The ruling party, EPRDF, run against itself. So there was really no reason for people to come out enthusiastically and vote. They had really no choice. There was only one choice, EPRDF. That was it.

The situation now is much tighter and much more closed than it was in 2005. If we consider the press law, the law governing civil societies, the law governing parties, they are very discouraging. They are very tight. They have closed the political space practically, if not completely. There may be a little bit breathing space.

I think it would behove the leadership that this cannot go on. What they had seen during the last election was the lethargy that people displayed because of frustration. What does frustration breed? Frustration breeds violence. People don't go on being frustrated forever. Sooner or later they react violently.

The fact that there has been nothing, that no sentiment was expressed during the last election, that there was no uprising, that there was no sign of violence should actually worry the EPRDF-led government more than people would express their sentiment.

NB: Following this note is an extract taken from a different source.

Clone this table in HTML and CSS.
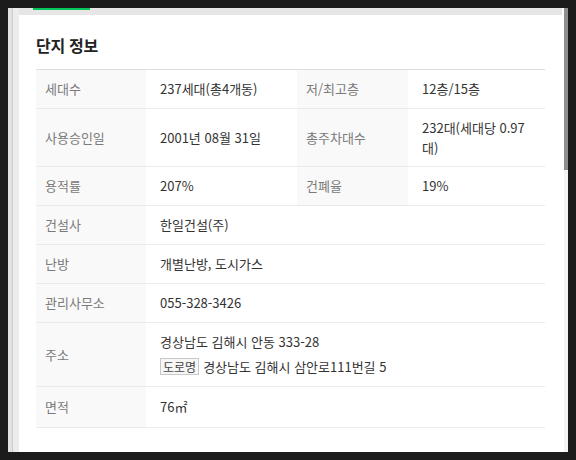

There is a lesson that we can draw from Ethiopian history. The king imposed more tax on the people. The people took it with some grudge, although the king's closest officials were worried. Then the king imposed another set of tax measures on the people the very next day. There was overt resentment towards the king's move. And his officials were seriously worried. Then  again for the third day in a row, the king imposed another stiff tax on his subjects.

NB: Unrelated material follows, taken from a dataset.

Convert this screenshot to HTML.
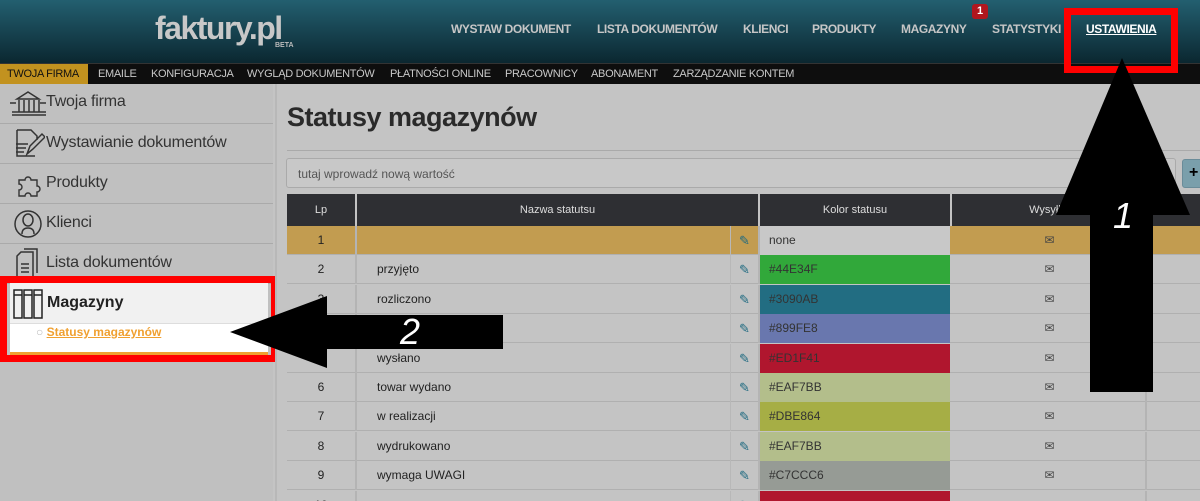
<!DOCTYPE html>
<html><head><meta charset="utf-8"><style>
*{box-sizing:border-box;margin:0;padding:0}
html,body{width:1200px;height:501px;overflow:hidden}
body{background:#c4c4c4;font-family:"Liberation Sans",sans-serif;position:relative}
.hdr{position:absolute;left:0;top:0;width:1200px;height:63px;background:linear-gradient(#235f70,#0b2730)}
.logo{position:absolute;left:155px;top:10px;font-size:32px;font-weight:bold;color:#c8c8c8;letter-spacing:-1.5px}
.beta{position:absolute;left:275px;top:42px;font-size:7px;color:#bbb;font-weight:bold}
.nav{position:absolute;top:22px;font-size:12px;font-weight:bold;color:#c6c6c6;letter-spacing:-0.4px}
.sub{position:absolute;left:0;top:63px;width:1200px;height:21px;background:#0e0e0e;border-top:1px solid #333}
.sub span{position:absolute;top:4px;font-size:11px;color:#c8c8c8;letter-spacing:-0.3px}
.side{position:absolute;left:0;top:84px;width:273px;height:417px;background:#c0c0c0}
.si{position:absolute;left:0;width:273px;height:40px;border-bottom:1px solid #aaa;font-size:16px;color:#333}
.si span{position:absolute;left:46px;top:10px;letter-spacing:-0.2px}
.main{position:absolute;left:275px;top:84px;width:925px;height:417px;background:#c4c4c4;border-left:2px solid #b8b8b8}
.row{position:absolute;left:287px;height:29px;border-bottom:1px solid #b0b0b0;width:913px}
.c{position:absolute;top:0;height:29px;font-size:12px;color:#222;line-height:29px}
</style></head><body>
<div class="hdr">
<div class="logo">faktury.pl</div><div class="beta">BETA</div>
<div class="nav" style="left:451px">WYSTAW DOKUMENT</div>
<div class="nav" style="left:597px">LISTA DOKUMENTÓW</div>
<div class="nav" style="left:743px">KLIENCI</div>
<div class="nav" style="left:812px">PRODUKTY</div>
<div class="nav" style="left:901px">MAGAZYNY</div>
<div style="position:absolute;left:972px;top:4px;width:16px;height:15px;background:#b0161e;border-radius:3px;color:#fff;font-size:11px;font-weight:bold;text-align:center;line-height:15px">1</div>
<div class="nav" style="left:992px">STATYSTYKI</div>
<div class="nav" style="left:1086px;color:#fff;text-decoration:underline">USTAWIENIA</div>
</div>
<div class="sub">
<div style="position:absolute;left:0;top:0;width:88px;height:20px;background:#c2921f"></div>
<span style="left:7px;color:#111">TWOJA FIRMA</span>
<span style="left:98px">EMAILE</span><span style="left:151px">KONFIGURACJA</span><span style="left:247px">WYGLĄD DOKUMENTÓW</span><span style="left:390px">PŁATNOŚCI ONLINE</span><span style="left:505px">PRACOWNICY</span><span style="left:591px">ABONAMENT</span><span style="left:673px">ZARZĄDZANIE KONTEM</span>
</div>
<div class="side">
<div class="si" style="top:0"><span style="top:9px">Twoja firma</span><svg style="position:absolute;left:9px;top:6px" width="38" height="30" fill="none" stroke="#333" stroke-width="1.5"><path d="M8 9L19 2L30 9ZM10 10v12M15 10v12M20 10v12M25 10v12M30 10v12M3 22h34M3 25h34M1 13h6M31 13h6"/></svg></div>
<div class="si" style="top:40px"><span>Wystawianie dokumentów</span><svg style="position:absolute;left:11px;top:4px" width="34" height="32" fill="none" stroke="#333" stroke-width="1.5"><path d="M6 2h14l6 6v4M6 2v26h18M5 16h12M5 20h10M5 24h8M16 26l3-8 12-12 3 3-12 12z"/></svg></div>
<div class="si" style="top:80px"><span>Produkty</span><svg style="position:absolute;left:15px;top:8px" width="28" height="26" fill="none" stroke="#333" stroke-width="1.4"><path d="M4 8h6a3 3 0 1 1 6 0h6v6a3 3 0 1 1 0 6v4h-6a3 3 0 1 0-6 0H4v-6a3 3 0 1 0 0-6z"/></svg></div>
<div class="si" style="top:120px"><span>Klienci</span><svg style="position:absolute;left:13px;top:5px" width="30" height="30" fill="none" stroke="#333" stroke-width="1.5"><circle cx="15" cy="15" r="13"/><path d="M9 25c0-5 3-6 6-6s6 1 6 6M10 11a5 6 0 1 0 10 0a5 6 0 1 0-10 0"/></svg></div>
<div class="si" style="top:160px"><span>Lista dokumentów</span><svg style="position:absolute;left:15px;top:4px" width="26" height="34" fill="none" stroke="#333" stroke-width="1.5"><path d="M6 4h12v26H2V8zM9 1h13v24M6 16h8M6 20h8M6 24h8"/></svg></div>
</div>
<div style="position:absolute;left:10px;top:283px;width:258px;height:40px;background:#f1f1f1"></div>
<div style="position:absolute;left:10px;top:323px;width:258px;height:32px;background:#fff;border-bottom:3px solid #f0a030;border-top:1px solid #ddd"></div>
<svg style="position:absolute;left:12px;top:288px" width="34" height="32" fill="none" stroke="#222" stroke-width="1.5"><path d="M2 2h8v28H2zM12 2h8v28h-8zM22 2h8v28h-8zM2 7h8M12 7h8M22 7h8"/></svg>
<div style="position:absolute;left:47px;top:294px;font-size:16px;font-weight:bold;color:#222">Magazyny</div>
<div style="position:absolute;left:36px;top:325px;font-size:12px;font-weight:bold;color:#f0a030"><span style="color:#bbb">○ </span><u>Statusy magazynów</u></div>
<div style="position:absolute;left:0;top:276px;width:278px;height:86px;border:7px solid #f00"></div>
<div class="main"></div>
<div style="position:absolute;left:287px;top:102px;font-size:27px;font-weight:bold;color:#2a2a2a;letter-spacing:-0.5px">Statusy magazynów</div>
<div style="position:absolute;left:287px;top:150px;width:913px;height:1px;background:#aaa"></div>
<div style="position:absolute;left:286px;top:158px;width:890px;height:30px;border:1px solid #aaa;border-radius:3px;background:#c8c8c8;font-size:12px;color:#555;padding:8px 11px">tutaj wprowadź nową wartość</div>
<div style="position:absolute;left:1182px;top:159px;width:30px;height:29px;background:#7a9fab;border:1px solid #6a8c99;border-radius:3px;font-weight:bold;font-size:16px;padding:4px 6px">+</div>
<div style="position:absolute;left:287px;top:194px;width:913px;height:32px;background:#2e2f33;color:#ddd;font-size:11px">
<div style="position:absolute;left:0;width:68px;top:10px;text-align:center">Lp</div>
<div style="position:absolute;left:68px;width:2px;height:32px;background:#c4c4c4"></div>
<div style="position:absolute;left:70px;width:401px;top:10px;text-align:center">Nazwa statutsu</div>
<div style="position:absolute;left:471px;width:2px;height:32px;background:#c4c4c4"></div>
<div style="position:absolute;left:473px;width:190px;top:10px;text-align:center">Kolor statusu</div>
<div style="position:absolute;left:663px;width:2px;height:32px;background:#c4c4c4"></div>
<div style="position:absolute;left:665px;width:195px;top:10px;text-align:center">Wysyłka</div>
<div style="position:absolute;left:858px;width:2px;height:32px;background:#c4c4c4"></div>
</div>
<div id="rows"></div>
<script>
var d=[["1","","none","#c8c8c8"],["2","przyjęto","#44E34F","#31a83a"],["3","rozliczono","#3090AB","#226d82"],["4","","#899FE8","#6977ae"],["5","wysłano","#ED1F41","#b0162e"],["6","towar wydano","#EAF7BB","#b3be8b"],["7","w realizacji","#DBE864","#a6ae45"],["8","wydrukowano","#EAF7BB","#b3be8b"],["9","wymaga UWAGI","#C7CCC6","#969b95"],["10","","","#b0162e"]];
var h="";
d.forEach(function(r,i){var y=226+i*29.4;var bg=i==0?"#c29c50":"#c4c4c4";
h+='<div class="row" style="top:'+y+'px;background:'+bg+'">'+
'<div class="c" style="left:0;width:68px;text-align:center">'+r[0]+'</div>'+
'<div style="position:absolute;left:68px;top:0;width:2px;height:29px;background:#b4b4b4"></div>'+
'<div class="c" style="left:90px;font-size:12px">'+r[1]+'</div>'+
'<div style="position:absolute;left:443px;top:0;width:1px;height:29px;background:#b8b8b8"></div>'+
'<div class="c" style="left:452px;color:#1f6a80;font-size:13px">✎</div>'+
'<div style="position:absolute;left:471px;top:0;width:2px;height:29px;background:#b4b4b4"></div>'+
'<div class="c" style="left:473px;width:190px;background:'+r[3]+';padding-left:9px;color:#333">'+r[2]+'</div>'+
'<div class="c" style="left:665px;width:195px;text-align:center;color:#444">✉</div>'+
'<div style="position:absolute;left:858px;top:0;width:2px;height:29px;background:#b4b4b4"></div></div>';});
document.getElementById("rows").innerHTML=h;
</script>
<div style="position:absolute;left:1064px;top:8px;width:114px;height:65px;border:7px solid #f00"></div>
<svg style="position:absolute;left:0;top:0" width="1200" height="501">
<polygon points="1122,58 1190,215 1153,215 1153,392 1090,392 1090,215 1056,215" fill="#000"/>
<polygon points="230,332 327,296 327,315 503,315 503,349 327,349 327,368" fill="#000"/>
<text x="1113" y="228" fill="#fff" font-size="36" font-family="Liberation Sans" font-style="italic">1</text>
<text x="400" y="344" fill="#fff" font-size="36" font-family="Liberation Sans" font-style="italic">2</text>
</svg>
</body></html>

The next day, he asked his closest officials about the reaction of the people. This time around, the officials were relaxed and told him that there was no problem since the people said nothing, expressed no resentment whatever. Then the king told them that it is time to revoke all the additional taxes levied on the people in the past three days. He told them that when the people keep quiet like that, or if they don't react at all, then it means a serious problem ahead of them.

The fact that people said nothing, stayed home and did not vote is not an encouraging sign. Actually, it is a very bad sign. It is a sign of frustration. And frustration creates implosion.